◆ WHAT THIS TASK INVOLVES: Transcribe all of the material exactly, except for its pictures.
───── SUPPLIED MATERIAL ─────
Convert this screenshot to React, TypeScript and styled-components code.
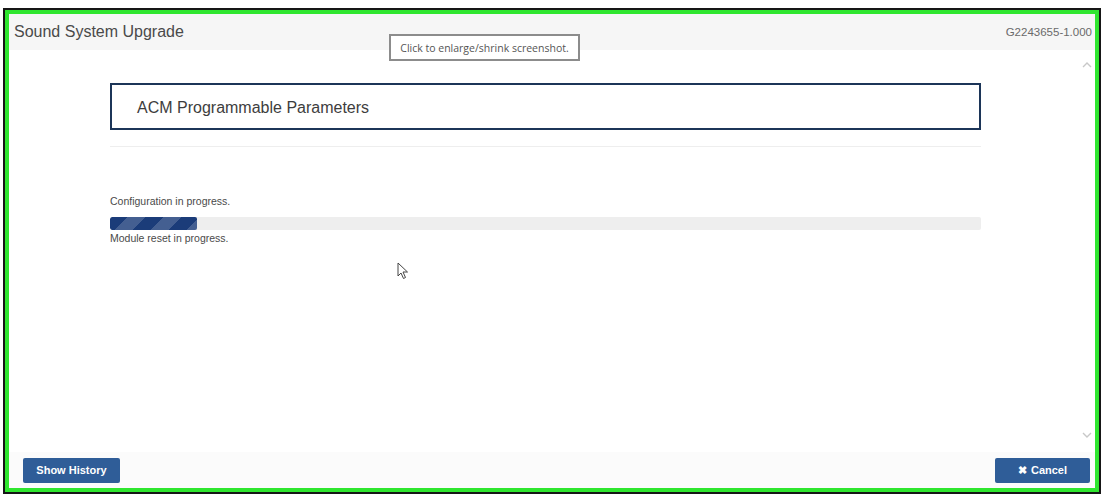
import styled, { createGlobalStyle } from "styled-components";

const GlobalStyle = createGlobalStyle`
  html, body {
    margin: 0;
    padding: 0;
    background: #ffffff;
  }
  body {
    font-family: "Liberation Sans", Arial, sans-serif;
  }
`;

const Page = styled.div`
  width: 1105px;
  height: 498px;
  padding: 8px 0 0 3px;
  box-sizing: border-box;
`;

const Frame = styled.div`
  width: 1098px;
  height: 486px;
  box-sizing: border-box;
  border: 2px solid #161616;
`;

const Screen = styled.div`
  position: relative;
  height: 100%;
  box-sizing: border-box;
  border: 4px solid #2fe62f;
  display: flex;
  flex-direction: column;
  background: #ffffff;
`;

const TopBar = styled.header`
  height: 36px;
  flex: none;
  display: flex;
  align-items: center;
  justify-content: space-between;
  padding: 0 3px 0 5px;
  background: #f6f6f6;
`;

const AppTitle = styled.h1`
  margin: 0;
  font-size: 16px;
  font-weight: normal;
  color: #4a4a4a;
`;

const Version = styled.span`
  font-size: 11.5px;
  color: #6a6a6a;
`;

const Body = styled.main`
  flex: 1;
  display: flex;
  min-height: 0;
`;

const Content = styled.section`
  flex: 1;
  padding: 33px 0 0 101px;
`;

const Wizard = styled.div`
  width: 871px;
`;

const StepHeader = styled.div`
  height: 47px;
  box-sizing: border-box;
  border: 2px solid #1c3558;
  display: flex;
  align-items: center;
  padding: 3px 0 0 25px;
  font-size: 16px;
  color: #3d3d3d;
`;

const Divider = styled.hr`
  margin: 16px 0 0;
  border: 0;
  border-top: 1px solid #eeeeee;
`;

const Status = styled.p<{ $top?: number }>`
  margin: ${(p) => p.$top ?? 0}px 0 0;
  font-size: 10.5px;
  line-height: 14px;
  color: #4a4a4a;
`;

const Track = styled.div`
  margin-top: 9px;
  height: 13px;
  background: #eeeeee;
  border-radius: 2px;
  overflow: hidden;
`;

const Fill = styled.div`
  height: 100%;
  border-radius: 2px;
  background-color: #1b3c79;
  background-image: linear-gradient(
    -45deg,
    rgba(255, 255, 255, 0.18) 25%,
    transparent 25%,
    transparent 50%,
    rgba(255, 255, 255, 0.18) 50%,
    rgba(255, 255, 255, 0.18) 75%,
    transparent 75%,
    transparent
  );
  background-size: 36px 36px;
`;

const ScrollRail = styled.div`
  width: 16px;
  flex: none;
  display: flex;
  flex-direction: column;
  justify-content: space-between;
  align-items: center;
  padding: 12px 0 14px;
  color: #c8c8c8;
`;

const Footer = styled.footer`
  height: 36px;
  flex: none;
  display: flex;
  align-items: center;
  justify-content: space-between;
  padding: 0 5px 0 14px;
  background: #fbfbfb;
`;

const Button = styled.button<{ $width: number }>`
  width: ${(p) => p.$width}px;
  height: 25px;
  border: 0;
  border-radius: 2px;
  background: #2f5d98;
  color: #ffffff;
  font-family: "Liberation Sans", Arial, sans-serif;
  font-size: 11px;
  font-weight: bold;
  display: flex;
  align-items: center;
  justify-content: center;
  gap: 4px;
  cursor: pointer;
`;

const Tooltip = styled.div`
  position: absolute;
  left: 380px;
  top: 20px;
  width: 191px;
  height: 27px;
  box-sizing: border-box;
  border: 2px solid #8c8c8c;
  background: #ffffff;
  display: flex;
  align-items: center;
  justify-content: center;
  font-family: "Open Sans", "Noto Sans", sans-serif;
  font-size: 10.5px;
  color: #555555;
`;

const Cursor = styled.svg`
  position: absolute;
  left: 388px;
  top: 248px;
`;

const Chevron = ({ up }: { up?: boolean }) => (
  <svg width="10" height="6" viewBox="0 0 10 6">
    <path
      d={up ? "M1 5 L5 1 L9 5" : "M1 1 L5 5 L9 1"}
      fill="none"
      stroke="currentColor"
      strokeWidth="1.4"
    />
  </svg>
);

export default function App() {
  const progress = 10;
  return (
    <Page>
      <GlobalStyle />
      <Frame>
        <Screen>
          <TopBar>
            <AppTitle>Sound System Upgrade</AppTitle>
            <Version>G2243655-1.000</Version>
          </TopBar>
          <Body>
            <Content>
              <Wizard>
                <StepHeader>ACM Programmable Parameters</StepHeader>
                <Divider />
                <Status $top={47}>Configuration in progress.</Status>
                <Track>
                  <Fill style={{ width: `${progress}%` }} />
                </Track>
                <Status $top={1}>Module reset in progress.</Status>
              </Wizard>
            </Content>
            <ScrollRail>
              <Chevron up />
              <Chevron />
            </ScrollRail>
          </Body>
          <Footer>
            <Button $width={97}>Show History</Button>
            <Button $width={95}>
              <span>✖</span>
              <span>Cancel</span>
            </Button>
          </Footer>
          <Tooltip>Click to enlarge/shrink screenshot.</Tooltip>
          <Cursor width="12" height="18" viewBox="0 0 12 18">
            <path
              d="M1 1 L1 14 L4 11 L6.5 16.5 L8.5 15.5 L6 10 L10.5 10 Z"
              fill="#ffffff"
              stroke="#444444"
              strokeWidth="1"
              strokeLinejoin="round"
            />
          </Cursor>
        </Screen>
      </Frame>
    </Page>
  );
}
─────
◆ RESPONSE BELOW:
Convert this screenshot to React, TypeScript and styled-components code.
import styled, { createGlobalStyle } from "styled-components";

const GlobalStyle = createGlobalStyle`
  html, body {
    margin: 0;
    padding: 0;
    background: #ffffff;
  }
  body {
    font-family: "Liberation Sans", Arial, sans-serif;
  }
`;

const Page = styled.div`
  width: 1105px;
  height: 498px;
  padding: 8px 0 0 3px;
  box-sizing: border-box;
`;

const Frame = styled.div`
  width: 1098px;
  height: 486px;
  box-sizing: border-box;
  border: 2px solid #161616;
`;

const Screen = styled.div`
  position: relative;
  height: 100%;
  box-sizing: border-box;
  border: 4px solid #2fe62f;
  display: flex;
  flex-direction: column;
  background: #ffffff;
`;

const TopBar = styled.header`
  height: 36px;
  flex: none;
  display: flex;
  align-items: center;
  justify-content: space-between;
  padding: 0 3px 0 5px;
  background: #f6f6f6;
`;

const AppTitle = styled.h1`
  margin: 0;
  font-size: 16px;
  font-weight: normal;
  color: #4a4a4a;
`;

const Version = styled.span`
  font-size: 11.5px;
  color: #6a6a6a;
`;

const Body = styled.main`
  flex: 1;
  display: flex;
  min-height: 0;
`;

const Content = styled.section`
  flex: 1;
  padding: 33px 0 0 101px;
`;

const Wizard = styled.div`
  width: 871px;
`;

const StepHeader = styled.div`
  height: 47px;
  box-sizing: border-box;
  border: 2px solid #1c3558;
  display: flex;
  align-items: center;
  padding: 3px 0 0 25px;
  font-size: 16px;
  color: #3d3d3d;
`;

const Divider = styled.hr`
  margin: 16px 0 0;
  border: 0;
  border-top: 1px solid #eeeeee;
`;

const Status = styled.p<{ $top?: number }>`
  margin: ${(p) => p.$top ?? 0}px 0 0;
  font-size: 10.5px;
  line-height: 14px;
  color: #4a4a4a;
`;

const Track = styled.div`
  margin-top: 9px;
  height: 13px;
  background: #eeeeee;
  border-radius: 2px;
  overflow: hidden;
`;

const Fill = styled.div`
  height: 100%;
  border-radius: 2px;
  background-color: #1b3c79;
  background-image: linear-gradient(
    -45deg,
    rgba(255, 255, 255, 0.18) 25%,
    transparent 25%,
    transparent 50%,
    rgba(255, 255, 255, 0.18) 50%,
    rgba(255, 255, 255, 0.18) 75%,
    transparent 75%,
    transparent
  );
  background-size: 36px 36px;
`;

const ScrollRail = styled.div`
  width: 16px;
  flex: none;
  display: flex;
  flex-direction: column;
  justify-content: space-between;
  align-items: center;
  padding: 12px 0 14px;
  color: #c8c8c8;
`;

const Footer = styled.footer`
  height: 36px;
  flex: none;
  display: flex;
  align-items: center;
  justify-content: space-between;
  padding: 0 5px 0 14px;
  background: #fbfbfb;
`;

const Button = styled.button<{ $width: number }>`
  width: ${(p) => p.$width}px;
  height: 25px;
  border: 0;
  border-radius: 2px;
  background: #2f5d98;
  color: #ffffff;
  font-family: "Liberation Sans", Arial, sans-serif;
  font-size: 11px;
  font-weight: bold;
  display: flex;
  align-items: center;
  justify-content: center;
  gap: 4px;
  cursor: pointer;
`;

const Tooltip = styled.div`
  position: absolute;
  left: 380px;
  top: 20px;
  width: 191px;
  height: 27px;
  box-sizing: border-box;
  border: 2px solid #8c8c8c;
  background: #ffffff;
  display: flex;
  align-items: center;
  justify-content: center;
  font-family: "Open Sans", "Noto Sans", sans-serif;
  font-size: 10.5px;
  color: #555555;
`;

const Cursor = styled.svg`
  position: absolute;
  left: 388px;
  top: 248px;
`;

const Chevron = ({ up }: { up?: boolean }) => (
  <svg width="10" height="6" viewBox="0 0 10 6">
    <path
      d={up ? "M1 5 L5 1 L9 5" : "M1 1 L5 5 L9 1"}
      fill="none"
      stroke="currentColor"
      strokeWidth="1.4"
    />
  </svg>
);

export default function App() {
  const progress = 10;
  return (
    <Page>
      <GlobalStyle />
      <Frame>
        <Screen>
          <TopBar>
            <AppTitle>Sound System Upgrade</AppTitle>
            <Version>G2243655-1.000</Version>
          </TopBar>
          <Body>
            <Content>
              <Wizard>
                <StepHeader>ACM Programmable Parameters</StepHeader>
                <Divider />
                <Status $top={47}>Configuration in progress.</Status>
                <Track>
                  <Fill style={{ width: `${progress}%` }} />
                </Track>
                <Status $top={1}>Module reset in progress.</Status>
              </Wizard>
            </Content>
            <ScrollRail>
              <Chevron up />
              <Chevron />
            </ScrollRail>
          </Body>
          <Footer>
            <Button $width={97}>Show History</Button>
            <Button $width={95}>
              <span>✖</span>
              <span>Cancel</span>
            </Button>
          </Footer>
          <Tooltip>Click to enlarge/shrink screenshot.</Tooltip>
          <Cursor width="12" height="18" viewBox="0 0 12 18">
            <path
              d="M1 1 L1 14 L4 11 L6.5 16.5 L8.5 15.5 L6 10 L10.5 10 Z"
              fill="#ffffff"
              stroke="#444444"
              strokeWidth="1"
              strokeLinejoin="round"
            />
          </Cursor>
        </Screen>
      </Frame>
    </Page>
  );
}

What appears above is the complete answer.